Quegli aiuti alle banche che rovinano le imprese

RomaUn aiuto alle banche. E su questo in pochi hanno da obiettare. Tutti vogliono che gli istituti di credito italiani siano in grado di competere con i concorrenti europei ad armi pari. Ma il decreto legislativo sulla riscossione dei crediti approvato mercoledì dal consiglio dei ministri è qualcosa di più: una penalizzazione per le imprese, che non se la passano molto meglio delle banche. Un'altra prova che nel governo Renzi c'è una «manina anti impresa», per usare l'espressione coniata tempo fa dal presidente di Confindustria Giorgio Squinzi.

Proprio dalle parti degli industriali ieri si parlava di un provvedimento «sbilanciato a favore degli istituti di credito». Un «salva banche» che finirà per penalizzare le aziende. Anche al ministero dello Sviluppo economico i mal di pancia erano (e sono) tanti, ma nessuno li ha fatti emergere. D'altro canto il Consiglio dei ministri di mercoledì ha approvato solo quel decreto, rinviando le misure più attese, come la riforma del catasto. Il ministro dell'Economia Pier Carlo Padoan ieri ha smentito divisioni nel governo proprio perché il rinvio ha creato qualche imbarazzo. Rovinare ulteriormente la festa non deve essere sembrato opportuno.
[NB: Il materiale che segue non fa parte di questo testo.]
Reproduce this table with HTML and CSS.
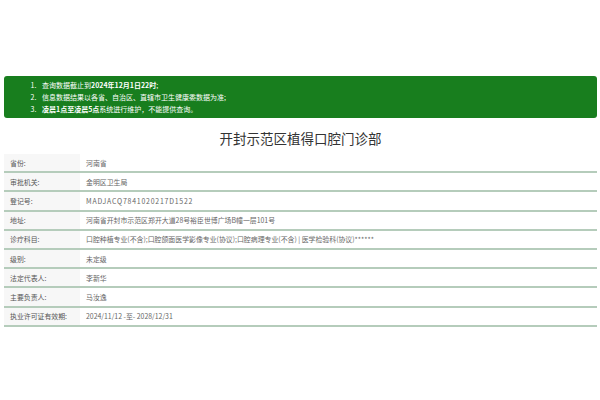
FILE: index.html
```html
<!DOCTYPE html>
<html lang="zh">
<head>
<meta charset="utf-8">
<link rel="stylesheet" href="styles.css">
</head>
<body>
<div class="page">
  <div class="notice">
    <ol>
      <li>查询数据截止到<b>2024年12月1日22时</b>;</li>
      <li>信息数据结果以各省、自治区、直辖市卫生健康委数据为准;</li>
      <li><b>凌晨1点至凌晨5点</b>系统进行维护，不能提供查询。</li>
    </ol>
  </div>
  <h1 class="title">开封示范区植得口腔门诊部</h1>
  <div class="table">
    <div class="row"><div class="label">省份:</div><div class="value">河南省</div></div>
    <div class="row"><div class="label">审批机关:</div><div class="value">金明区卫生局</div></div>
    <div class="row"><div class="label">登记号:</div><div class="value code">MADJACQ7841020217D1522</div></div>
    <div class="row"><div class="label">地址:</div><div class="value">河南省开封市示范区郑开大道28号裕臣世博广场B幢一层101号</div></div>
    <div class="row"><div class="label">诊疗科目:</div><div class="value">口腔种植专业(不含);口腔颌面医学影像专业(协议);口腔病理专业(不含) | 医学检验科(协议)******</div></div>
    <div class="row"><div class="label">级别:</div><div class="value">未定级</div></div>
    <div class="row"><div class="label">法定代表人:</div><div class="value">李新华</div></div>
    <div class="row"><div class="label">主要负责人:</div><div class="value">马汝逸</div></div>
    <div class="row"><div class="label">执业许可证有效期:</div><div class="value">2024/11/12 -至- 2028/12/31</div></div>
  </div>
</div>
</body>
</html>
```
FILE: styles.css
```css
html, body {
  margin: 0;
  padding: 0;
  background: #ffffff;
}
body {
  font-family: "Noto Sans CJK SC", "Noto Sans", sans-serif;
  color: #555;
}
.page {
  padding: 76px 3px 0 4px;
}
.notice {
  background: #187e1e;
  border-radius: 3px;
  height: 42px;
  box-sizing: border-box;
  padding-top: 3px;
  color: #fff;
  font-size: 7px;
}
.notice ol {
  margin: 0;
  padding-left: 34px;
}
.notice li {
  line-height: 12px;
  padding-left: 4px;
}
.notice b {
  font-weight: 700;
}
.title {
  margin: 0;
  text-align: center;
  font-size: 13.5px;
  font-weight: 400;
  color: #333;
  line-height: 20px;
  padding: 10px 0 6px;
}
.table {
  display: flex;
  flex-direction: column;
}
.row {
  display: flex;
  height: 17.2px;
  border-bottom: 2px solid #b5ccbb;
  font-size: 6.9px;
}
.label {
  width: 76px;
  flex: none;
  background: #f7f7f7;
  padding-left: 6px;
  box-sizing: border-box;
  display: flex;
  align-items: center;
  color: #555;
}
.value {
  padding-left: 6px;
  display: flex;
  align-items: center;
  color: #666;
  white-space: nowrap;
}
.code {
  letter-spacing: 0.8px;
}
```
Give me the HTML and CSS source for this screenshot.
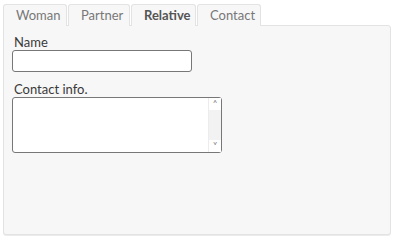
FILE: index.html
```html
<!DOCTYPE html>
<html>
<head>
<meta charset="utf-8">
<link rel="stylesheet" href="styles.css">
</head>
<body>
<div class="tabs">
  <div class="tablist">
    <div class="tab">Woman</div>
    <div class="tab">Partner</div>
    <div class="tab active">Relative</div>
    <div class="tab">Contact</div>
  </div>
  <div class="panel">
    <label class="label">Name</label>
    <input class="input" type="text">
    <label class="label label2">Contact info.</label>
    <div class="textarea">
      <div class="scroll">
        <span class="arrow">&#x2C4;</span>
        <span class="track"></span>
        <span class="arrow">&#x2C5;</span>
      </div>
    </div>
  </div>
</div>
</body>
</html>
```
FILE: styles.css
```css
* { box-sizing: border-box; }
html, body { margin: 0; background: #fff; }
body { padding: 3px 4px 5px 3px; font-family: Lato, "Open Sans", sans-serif; font-size: 13px; color: #444; }
.tabs { display: flex; flex-direction: column; height: 232px; }
.tablist { display: flex; padding-left: 0; }
.tab {
  height: 22px; padding: 0 12px; margin-right: 1px;
  border: 1px solid #e3e3e3; border-bottom: none; border-radius: 3px 3px 0 0;
  background: #f7f7f7; color: #777; line-height: 21px; text-align: center;
  position: relative; top: 1px;
}
.tab:nth-child(1) { width: 64px; }
.tab:nth-child(2) { width: 62px; }
.tab:nth-child(3) { width: 65px; }
.tab:nth-child(4) { width: 64px; }
.tab.active { font-weight: bold; color: #555; background: #f7f7f7; z-index: 1; height: 22px; }
.panel {
  flex: 1; border: 1px solid #e3e3e3; border-radius: 0 3px 3px 3px; background: #f7f7f7;
  padding: 9px 8px; display: flex; flex-direction: column; align-items: flex-start;
  box-shadow: 0 1px 0 #ececec;
}
.label { color: #3a3a3a; line-height: 14px; margin-left: 2px; }
.label2 { margin-top: 10px; }
.input { width: 180px; height: 22px; margin-top: 1px; border: 1px solid #777; border-radius: 3px; background: #fff; }
.textarea { width: 210px; height: 56px; margin-top: 1px; border: 1px solid #777; border-radius: 3px; background: #fff; display: flex; justify-content: flex-end; }
.scroll { width: 13px; display: flex; flex-direction: column; border-left: 1px solid #ececec; background: #fafafa; }
.arrow { height: 12px; font-size: 9px; line-height: 12px; text-align: center; color: #777; background: #fff; }
.track { flex: 1; background: #f2f2f2; }
```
Ma il problema c'è. Padoan stesso ha messo le mani avanti, assicurando che «le misure approvate avranno una valenza molto positiva non solo sulle banche», ma in generale anche per le aziende. Sono in pochi a pensarla così.

Per garantire le banche che devono rientrare di crediti, il governo ha scelto di infierire sulle aziende in crisi. Nella nuova versione del concordato preventivo (accordo che serve a evitare il fallimento) i creditori o gli intermediari potranno, in estrema sintesi, dire al debitore quali beni deve cedere in cambio di una riduzione del suo debito. È la nuova versione delle «proposte concorrenti», che va a scapito dell'imprenditore che sta attraversando una crisi. Con la riforma, di fatto, non potrà più decidere la strategia per ristrutturare il suo debito e rischierà anche di essere privato di asset necessari a fare ripartire l'azienda. A tutto vantagio dei creditori, quindi delle banche, che potranno invece scegliere.

Poteva andare peggio. Nelle bozze entrate al consiglio dei ministri martedì, si dava ai creditori anche il potere di imporre un aumento di capitale alle aziende in crisi. In sostanza, la possibilità di ottenere il controllo di una impresa a costo zero.

Misura nata dentro il ministero dello Sviluppo, ma avversata dallo stesso ministro Federica Guidi. Nel comunicato ufficiale del consiglio dei ministri questa parte del decreto non c'è.

Almeno questa battaglia sarebbe stata vinta dalle aziende. Ma non è detto. Ieri il testo del decreto non era ancora disponibile, faceva fede solo il comunicato stampa di Palazzo Chigi. Cambiamenti in corsa dei decreti sono la norma.